Brought together by their common background in noise/experimentation and a mutual love for esoteric Krautrock and psychedelic music the members of Turing Machine, Desimon, Fuchs and Chearno began playing together solely for a good
time, but rock and roll habits die hard. As their ideas progressed they began to search for a singer to participate in the project (an early quartet version of the band featured Matador Records founder Gerard Cosloy on 2nd guitar). After 2+ years of miserable auditions, lost friends and unreturned phone calls, it became increasingly obvious that they weren't going to find a vocalist and the decision was made to continue as an instrumental trio. With the vocal burden lifted the music began to take a turn away from the strict math rock structures of their previous combos and headed toward more fluid, percussion driven sound reflecting German avant-gardists like Can and Neu! as well as English art school rockers This Heat.

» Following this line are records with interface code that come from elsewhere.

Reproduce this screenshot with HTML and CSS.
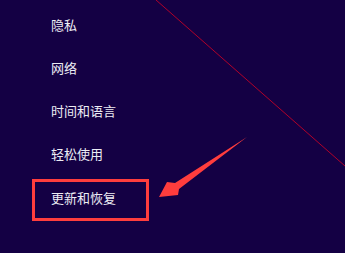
FILE: index.html
```html
<!DOCTYPE html>
<html lang="zh-CN">

<head>
  <meta charset="UTF-8">
  <meta name="viewport" content="width=device-width, initial-scale=1.0">
  <title>设置</title>
  <link rel="stylesheet" href="styles.css">
</head>

<body>
  <div class="settings">
    <ul class="menu">
      <li class="menu-item">隐私</li>
      <li class="menu-item">网络</li>
      <li class="menu-item">时间和语言</li>
      <li class="menu-item">轻松使用</li>
      <li class="menu-item current">更新和恢复</li>
    </ul>

    <svg class="marks" width="345" height="253" viewBox="0 0 345 253">
      <line x1="156" y1="0" x2="345" y2="166" stroke="#b0002a" stroke-width="1" />
      <polygon points="247,137 175,183 167,182 159,197 178,195 179,189" fill="#ff3d3d" />
    </svg>
  </div>
</body>

</html>
```

FILE: styles.css
```css
html,
body {
  margin: 0;
  height: 100%;
}

body {
  background-color: #140044;
  font-family: "Noto Sans CJK SC", "Microsoft YaHei", sans-serif;
  color: #ececf4;
  overflow: hidden;
}

.settings {
  position: relative;
  width: 345px;
  height: 253px;
}

.menu {
  list-style: none;
  margin: 0;
  padding: 3px 0 0 51px;
}

.menu-item {
  height: 43px;
  line-height: 43px;
  font-size: 13px;
}

.menu-item.current {
  box-sizing: border-box;
  width: 117px;
  height: 42px;
  margin: 4px 0 0 -19px;
  padding: 0 0 4px 16px;
  line-height: 32px;
  border: 3px solid #ff3d3d;
}

.marks {
  position: absolute;
  top: 0;
  left: 0;
  pointer-events: none;
}
```
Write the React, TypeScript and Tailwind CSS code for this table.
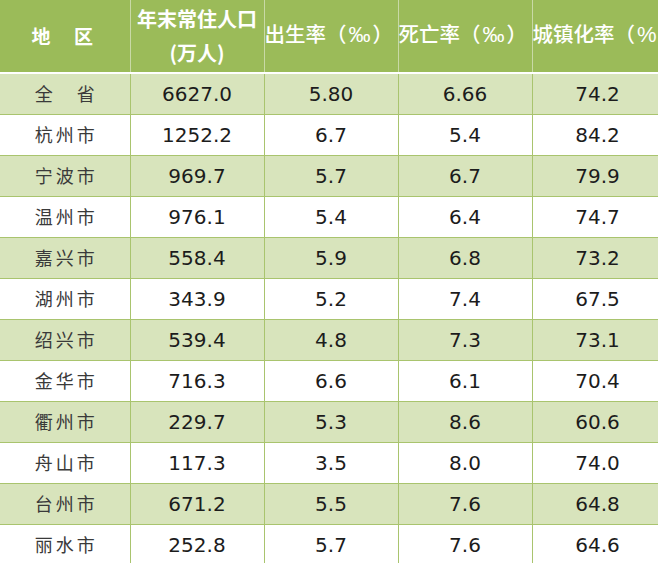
import React from "react"

const rows: [string, string, string, string, string][] = [
  ["全\u3000省", "6627.0", "5.80", "6.66", "74.2"],
  ["杭州市", "1252.2", "6.7", "5.4", "84.2"],
  ["宁波市", "969.7", "5.7", "6.7", "79.9"],
  ["温州市", "976.1", "5.4", "6.4", "74.7"],
  ["嘉兴市", "558.4", "5.9", "6.8", "73.2"],
  ["湖州市", "343.9", "5.2", "7.4", "67.5"],
  ["绍兴市", "539.4", "4.8", "7.3", "73.1"],
  ["金华市", "716.3", "6.6", "6.1", "70.4"],
  ["衢州市", "229.7", "5.3", "8.6", "60.6"],
  ["舟山市", "117.3", "3.5", "8.0", "74.0"],
  ["台州市", "671.2", "5.5", "7.6", "64.8"],
  ["丽水市", "252.8", "5.7", "7.6", "64.6"],
]

const cjk = "font-['Noto_Sans_CJK_SC',sans-serif]"
const num = "font-['DejaVu_Sans',sans-serif]"

// unit sign in the header is wider than the CJK font's glyph
function Unit({ sign }: { sign: string }) {
  return (
    <>
      （<span className="font-['Liberation_Sans',sans-serif] font-normal text-[22px] px-[2px]">{sign}</span>）
    </>
  )
}

export default function App() {
  return (
    <div className="w-[658px] h-[563px] overflow-hidden bg-white">
      <table className="border-collapse table-fixed w-[663px]">
        <colgroup>
          <col className="w-[130px]" />
          <col className="w-[134px]" />
          <col className="w-[134px]" />
          <col className="w-[134px]" />
          <col className="w-[131px]" />
        </colgroup>
        <thead>
          <tr className={`h-[73px] bg-[#9bbb59] text-white ${cjk} text-[20.5px]`}>
            <th className="border-r border-[#c9d9a6] border-b-2 border-b-white tracking-[5px] font-bold text-[19px]">地&nbsp;&nbsp;区</th>
            <th className="border-r border-[#c9d9a6] border-b-2 border-b-white leading-[34px] font-bold text-[20px]">
              <div>年末常住人口</div>
              <div>(万人)</div>
            </th>
            <th className="border-r border-[#c9d9a6] border-b-2 border-b-white whitespace-nowrap text-left font-medium pb-[3px]">
              出生率<Unit sign="‰" />
            </th>
            <th className="border-r border-[#c9d9a6] border-b-2 border-b-white whitespace-nowrap text-left font-medium pb-[3px]">
              死亡率<Unit sign="‰" />
            </th>
            <th className="border-b-2 border-b-white whitespace-nowrap text-left font-medium pb-[3px]">
              城镇化率<Unit sign="%" />
            </th>
          </tr>
        </thead>
        <tbody>
          {rows.map((r, i) => (
            <tr key={r[0]} className={`h-[41px] ${i % 2 === 0 ? "bg-[#d8e4bc]" : "bg-white"}`}>
              <td className={`border-r border-b border-[#a9c46e] text-center ${cjk} text-[18px] text-[#3a3a3a] tracking-[3px] pl-[3px]`}>
                {r[0]}
              </td>
              {r.slice(1).map((v, j) => (
                <td
                  key={j}
                  className={`border-r border-b border-[#a9c46e] text-center ${num} text-[20px] text-[#1c1c1c]`}
                >
                  {v}
                </td>
              ))}
            </tr>
          ))}
        </tbody>
      </table>
    </div>
  )
}
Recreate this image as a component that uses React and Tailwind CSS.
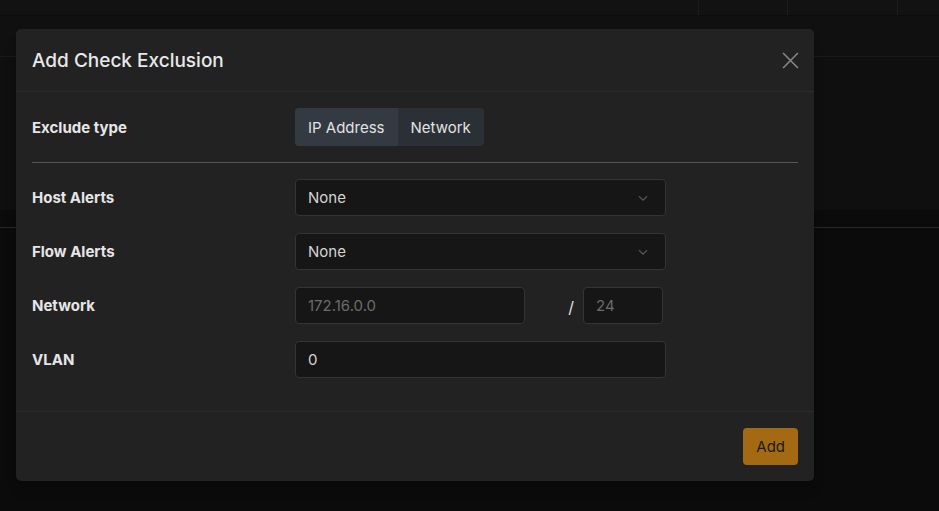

Turing Machine's DFA produced debut, "A New Machine for Living" ended up in heavy rotation as soundtrack music to two seasons of MTV's The Real World and several skateboarding and BMX videos, and the band found themselves opening for Interpol, The Faint, Don Cabellero, Jets to Brazil, and The Champs, among others.
After three years of on/off playing, the band headed into the Bridgeport CT's Tarquin Studios in October 2003 with engineer Steve Revitte (Yeah Yeah Yeahs, Liars, and Chearno's other outfit, Panthers). Again, the band set up and tracked the record live, playing the 10-minute-plus compositions in their entirety, but this time they added multi-instrument overdubs to flesh out the sound on their own. Just as the band finished tracking the record Desimon relocated to London for a year as his fiancée completed her graduate studies overseas, returning in June of 2004 to mix the record at Gigantic Studios NYC with Chris Zane (Calla, Les Savy Fav, Inouk).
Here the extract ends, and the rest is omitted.